The Rockets play small ball, and the 6-foot-7 Covington is often Houston’s biggest player on the court. Acquired in a four-team trade from Minnesota on Feb. 5, Covington has gone from a losing team to a Rockets squad that would meet the Lakers in the second round with a win Wednesday.
He has started all six postseason games and is averaging 12.0 points and 5. 0 rebounds in 30.2 minutes. Most impressive is that he is shooting 48.6% from three-point range (18-for-37).
Covington’s NBA career began in Houston before he joined the Sixers in the 2014-15 season. His best playoff effort this season came in a 114-80 Game 5 rout of OKC. Covington scored 22 points, shooting 6-for-11 from three-point range.
Eastern Conference semifinals
Here are the dates and results of the Eastern Conference semifinals.
TORONTO vs BOSTON
Game 1 – Sunday, Aug. 30, Boston, 112-94.
Game 2 – Tuesday, Sept. 1, Boston, 102-99
Game 3 – Thursday, Sept. 3, 6:30 p.m.
Game 4 – Saturday, Sept. 5, 6:30 p.m.
Game 5* – Monday, Sept. 7
Game 6* – Wednesday, Sept. 9
Game 7* – Friday, Sept. 11
MILWAUKEE vs MIAMI
Game 1 – Monday, Aug. 31, Miami, 115-104
Game 2 – Wednesday, Sept. 2, 6:30 p.m.
Game 3 – Friday, Sept. 4, 6:30 p.m
Game 4 – Sunday, Sept. 6, 3:30 p.m.
Game 5* – Tuesday, Sept. 8
Game 6* – Thursday, Sept. 10
Game 7* – Saturday, Sept. 12
Passing the rock
Question: Hey what is the biggest need for the 76ers, a better coach or a better bench? - Edward Robinson from Facebook.
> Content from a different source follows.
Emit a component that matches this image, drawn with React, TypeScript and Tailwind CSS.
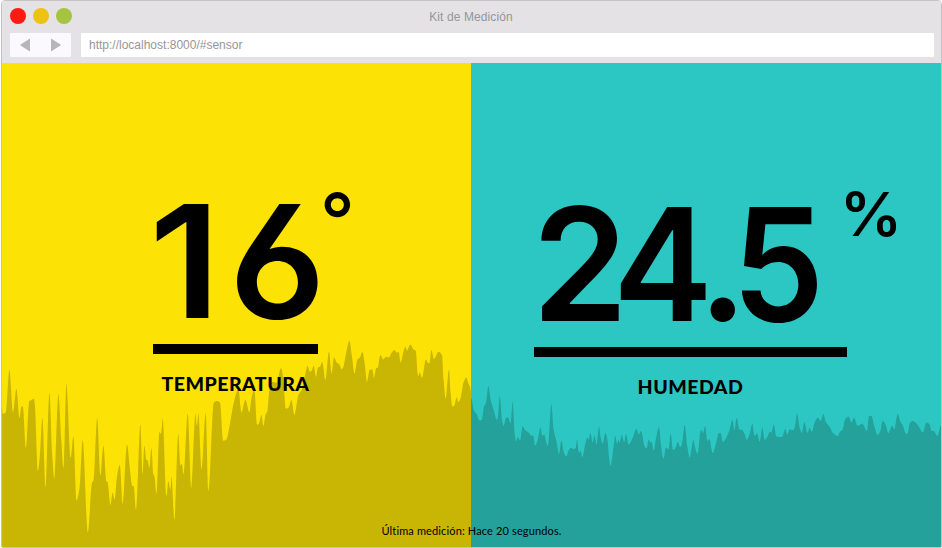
type Point = [number, number];

const TEMPERATURE: Point[] = [
  [1, 396], [3, 414], [5.7, 412.5], [9.4, 370], [13, 412.5], [16.4, 389], [19.4, 418], [21.5, 406.5], [22.8, 406.5], [26, 448],
  [29.3, 401], [31.8, 400], [33.7, 398.5], [34.8, 404], [37.8, 471.5], [39.7, 458], [42.4, 418], [45.7, 487], [49.4, 393], [52.3, 456],
  [54.4, 479.5], [58.4, 394], [61.3, 440], [63.4, 468], [66.4, 384], [70.7, 457.5], [73.4, 436.5], [76.4, 500.5], [79.7, 486.7],
  [82.6, 440], [87.8, 532.5], [92, 483], [93.6, 480], [97.2, 418], [100.4, 475], [103.4, 445.7], [106.4, 481.5], [107.4, 481.5],
  [110.4, 505], [112.6, 492.7], [114.6, 499.6], [117, 476.7], [119.8, 465], [122.6, 504], [127, 444.4], [130, 470], [132.3, 486],
  [133.6, 486], [136, 510], [140.4, 424.4], [142.6, 474], [144.4, 445.7], [146.4, 460], [147.4, 460], [149.4, 468], [151.4, 448.4],
  [153.4, 474], [154.4, 476], [156.6, 494], [159.4, 432], [161, 434], [162.7, 419], [166.6, 495.6], [168.4, 481], [170.3, 490],
  [171.6, 477], [174.4, 519.6], [178.3, 434], [180.4, 465.6], [181.7, 463.4], [183.6, 474.4], [187.7, 413.4], [191.4, 488.6],
  [195.4, 414], [197, 426], [198.4, 413.4], [201.6, 469], [205.7, 413], [208.5, 491], [213.8, 402.6], [216.7, 401], [220, 402.4],
  [223, 440.7], [226.4, 439.4], [230, 423.4], [234.4, 400], [238.4, 389.4], [241.4, 412.4], [245.4, 399.7], [249.4, 412.4],
  [251.7, 396.7], [254.4, 390], [257, 424.7], [259, 423.4], [261.4, 415], [263.4, 426], [265.7, 414], [267.3, 411.7], [269.3, 390],
  [271.7, 381.7], [276.7, 382.7], [281, 368], [283.4, 380], [285.7, 408.7], [288.7, 407.4], [291.4, 400], [294.4, 415],
  [298.4, 395], [301.7, 390], [304.5, 378], [307.7, 366], [309.7, 371.7], [311.7, 370.7], [313.7, 365.7], [316, 376.7], [318, 367.4],
  [320, 366.7], [322.3, 362], [325.3, 380], [329, 351.4], [331.6, 373.4], [334, 357.4], [336.7, 362.4], [339.4, 364.4], [341.7, 369.4],
  [343.4, 366.7], [346.7, 350], [349.4, 340.7], [352, 356.7], [354.4, 373.4], [357.4, 359.4], [360, 357.4], [362.4, 352],
  [364.7, 363.4], [367, 381.7], [369.7, 369.4], [372.4, 369.4], [374, 377.7], [376, 368.4], [377.7, 367.7], [380.3, 355],
  [383.4, 359.4], [386, 356.7], [388.7, 357.4], [391.7, 352.7], [394.4, 350], [397, 352.7], [398.6, 351.7], [400.7, 362.4],
  [404, 349.4], [405.4, 346.7], [407, 350.4], [410.4, 344.4], [413.4, 349.4], [415.7, 350.7], [418.2, 376], [419.7, 372.4],
  [422, 377.7], [426, 359.4], [427.7, 362.7], [429.4, 363.4], [431.4, 350], [434, 359], [438.4, 351.7], [442, 355], [443.7, 380],
  [445.7, 398.7], [449, 369.4], [450.7, 393.4], [452.3, 406.4], [454, 406], [456.7, 397.4], [458.4, 402], [460.7, 397.7],
  [463.4, 382.7], [466.4, 377.4], [468.4, 383.4], [470, 386.7], [471.3, 393],
];

const HUMIDITY: Point[] = [
  [471, 398], [474, 410.7], [476.7, 414], [479.3, 420.3], [481.7, 420], [484, 406.7], [486, 402.7], [488.4, 386], [490.7, 400],
  [493.7, 410], [496.7, 419.7], [498, 416.7], [499.7, 396], [502, 420], [503.7, 426], [506, 417.7], [508, 417.4], [510.7, 423.4],
  [512.7, 401.7], [514.7, 433.4], [516, 441], [518, 437], [520, 440.7], [522.7, 426], [525, 430], [528.4, 432.4], [531.7, 435.7],
  [533.4, 435.7], [535, 445.7], [538, 438.4], [540.4, 427.7], [542.4, 435.7], [544, 434.4], [547.7, 446], [549, 436.7],
  [551.3, 403.7], [553.7, 430], [556.7, 442.4], [559, 454], [561.4, 440.4], [563.7, 451.7], [566.4, 456.4], [568.4, 451],
  [571, 447.7], [573.4, 449], [575.7, 448], [577, 439.4], [579, 452.7], [580.4, 450.7], [582.4, 457], [585, 445], [587.4, 437.4],
  [588.7, 439.4], [590.4, 432.7], [592.7, 442.4], [594.4, 435.7], [596.7, 444.7], [599, 426.7], [600.7, 437.4], [602.7, 443.4],
  [605.4, 433], [607.7, 441.7], [609, 456.7], [610.4, 465.7], [613, 451.7], [615.4, 435.7], [617, 443.7], [618.4, 439.7],
  [619.7, 442.7], [621.7, 435], [624.3, 442], [626, 434], [628.7, 444.4], [632.7, 437.7], [636.4, 429], [639, 434.4],
  [640.7, 431], [642, 433.4], [644.4, 446], [646.7, 448.4], [648.7, 439.4], [650.3, 442.4], [651.7, 441.7], [653.7, 450.7],
  [656, 438.4], [659, 427], [661, 445], [663.4, 458.7], [666, 447.4], [668.7, 449.4], [670.7, 433.4], [673, 450], [676, 446.7],
  [677.7, 442], [680.4, 447], [682, 443.4], [684.7, 425], [687.4, 446.7], [689.7, 457.4], [693.4, 440], [695.4, 448.4],
  [697.7, 453.7], [700.4, 431.7], [701.7, 430], [703, 433.4], [705, 426], [707.4, 441], [709.4, 439], [712.7, 453],
  [716.4, 441.7], [718.4, 433.4], [720.7, 433], [723, 442], [726.7, 436.7], [729.4, 430], [732.4, 420], [734.4, 430],
  [736.7, 417.7], [739.4, 429.4], [741.7, 429.7], [744.4, 433.4], [746.7, 439.7], [749.7, 433.4], [752.4, 424], [754.4, 435.7],
  [757, 433.4], [759.7, 441.4], [762.4, 427.4], [764.7, 439.7], [767.4, 436.7], [769.7, 431.7], [771.4, 432.7], [773.7, 424.4],
  [776.4, 436.4], [782, 437], [785.4, 429], [787.4, 434.4], [789.7, 429.4], [793.4, 430], [795, 426.7], [797, 413.4],
  [799.4, 426.7], [801.7, 432.7], [804.4, 422], [807.4, 433], [809.7, 427.7], [811.7, 431.7], [815, 421.7], [818, 417.7],
  [820.7, 421], [823.4, 414], [825.7, 421.7], [830, 427.4], [832.7, 432.7], [837.7, 436], [840, 431.7], [842.7, 429.4],
  [845, 419.4], [848.7, 416.4], [851.4, 422.4], [854, 417.7], [857.7, 425.7], [862.4, 423.7], [867, 431], [869, 416],
  [871.4, 416], [874.4, 426.7], [877.7, 435], [880.4, 430.7], [882.7, 420.7], [885.7, 425], [888.4, 433], [892, 426],
  [894.4, 429.4], [897.7, 414], [900.4, 421.7], [903, 425.7], [905.7, 433.4], [907.7, 433.4], [909.7, 423.4], [912.7, 421],
  [916.7, 423.7], [919.4, 427.4], [922.7, 432.4], [926.4, 422.4], [929.7, 424.4], [931.4, 430.7], [934.4, 431.4], [937.4, 436],
  [941, 425],
];

const BOTTOM = 548;

// Monotone cubic through the samples: smooth slopes, rounded peaks, no overshoot.
function areaPath(points: Point[]): string {
  const n = points.length;
  const slope = (i: number) => {
    if (i === 0 || i === n - 1) return 0;
    const a = (points[i][1] - points[i - 1][1]) / (points[i][0] - points[i - 1][0]);
    const b = (points[i + 1][1] - points[i][1]) / (points[i + 1][0] - points[i][0]);
    return a * b <= 0 ? 0 : (2 * a * b) / (a + b);
  };
  let d = `M${points[0][0]} ${BOTTOM}L${points[0][0]} ${points[0][1]}`;
  for (let i = 0; i < n - 1; i++) {
    const [x0, y0] = points[i];
    const [x1, y1] = points[i + 1];
    const h = (x1 - x0) / 3;
    d += `C${x0 + h} ${y0 + slope(i) * h} ${x1 - h} ${y1 - slope(i + 1) * h} ${x1} ${y1}`;
  }
  return `${d}L${points[n - 1][0]} ${BOTTOM}Z`;
}

function Chart({ points, viewBox, className }: { points: Point[]; viewBox: string; className: string }) {
  return (
    <svg className={`absolute inset-0 h-full w-full ${className}`} viewBox={viewBox} preserveAspectRatio="none">
      <path d={areaPath(points)} />
    </svg>
  );
}

function Toolbar() {
  return (
    <header className="flex h-[62px] flex-col bg-[#e4e2e5] pl-2 pr-[7px] font-['Liberation_Sans',sans-serif] text-xs text-[#969696]">
      <div className="grid h-8 grid-cols-[1fr_auto_1fr] items-center">
        <div className="flex gap-[7.5px] pb-0.5">
          <span className="size-[15.5px] rounded-full bg-[#ff1a12]" />
          <span className="size-[15.5px] rounded-full bg-[#edc211]" />
          <span className="size-[15.5px] rounded-full bg-[#a5c441]" />
        </div>
        <span className="pr-0.5 tracking-[0.1px]">Kit de Medición</span>
      </div>
      <div className="flex h-6 gap-2.5">
        <div className="flex w-[61px] items-center justify-between rounded-[1px] bg-[#fbf9fd] px-2.5">
          <svg className="h-[14px] w-[11px] fill-[#b6b5bc]" viewBox="0 0 11 14">
            <path d="M10 .5v13L.5 7.6V6.4z" />
          </svg>
          <svg className="h-[14px] w-[11px] fill-[#b6b5bc]" viewBox="0 0 11 14">
            <path d="M1 .5v13l9.5-5.9V6.4z" />
          </svg>
        </div>
        <div className="flex flex-1 items-center rounded-[1px] bg-white px-2">http://localhost:8000/#sensor</div>
      </div>
    </header>
  );
}

const FIGURES =
  "flex h-[143px] font-['Inter',sans-serif] text-[157px] font-semibold leading-[120px] [font-feature-settings:'cv03']";
const LABEL = 'mt-[18px] text-center text-[19.5px] font-black leading-6 tracking-[0.5px]';

export default function App() {
  return (
    <div className="h-[548px] w-[942px] bg-white pl-px font-['Lato',sans-serif] text-black">
      <div className="relative flex h-full flex-col overflow-hidden rounded-b-[2px] rounded-t-[4px] border border-[#c4c2c5]">
        <Toolbar />
        <main className="flex flex-1">
          <section className="relative w-[469px] bg-[#fce205]">
            <Chart points={TEMPERATURE} viewBox="2 63 469 484" className="fill-[#c8b504]" />
            <div className="relative pl-[151px] pt-[138px]">
              <div className={FIGURES}>
                <span className="-ml-1 w-[80px] origin-left scale-x-[1.08]">1</span>
                <span className="w-[91px] origin-left scale-x-[1.02]">6</span>
                <span className="text-[76px] font-medium leading-[38px]">°</span>
              </div>
              <div className="h-2.5 w-[165px] bg-black" />
              <p className={`w-[165px] ${LABEL}`}>TEMPERATURA</p>
            </div>
          </section>
          <section className="relative w-[470px] bg-[#2dc7c3]">
            <Chart points={HUMIDITY} viewBox="471 63 470 484" className="fill-[#24a19b]" />
            <div className="relative pl-[63px] pt-[141px]">
              <div className={FIGURES}>
                <span className="-ml-0.5 w-[81px] origin-left scale-x-[.98]">2</span>
                <span className="w-[85px] origin-left scale-x-[.955]">4</span>
                <span className="w-[34px] origin-left scale-x-[.99]">.</span>
                <span className="w-[108px] origin-left scale-x-[.936]">5</span>
                <span className="origin-left scale-x-[1.03] text-[60px] leading-[21px]">%</span>
              </div>
              <div className="h-2.5 w-[313px] bg-black" />
              <p className={`w-[313px] ${LABEL}`}>HUMEDAD</p>
            </div>
          </section>
        </main>
        <p className="absolute bottom-2 left-0 w-full text-center text-[11px] leading-4 tracking-[0.14px] [font-variant-ligatures:none]">
          Última medición: Hace 20 segundos.
        </p>
      </div>
    </div>
  );
}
Answer: Excellent question, Edward, and thanks for sending it in. I know I would be taking the easy route by asking if I could say both are equal, but if I have to make the choice, I would say the coach. There is a lot about making the players accountable and to better utilize their talents, so that is on the coach.
The reason this is such a good question is that the Sixers need reinforcements on the bench. Through Monday in the playoffs, they were last among the 16 playoff teams in bench scoring. The Sixers’ bench averaged 17 points in their opening-round sweep against Boston. Granted, with Simmons out, they had to use one of the bench players to start, but still, it is not an inspiring group.
The coach wins out in this question, but only slightly.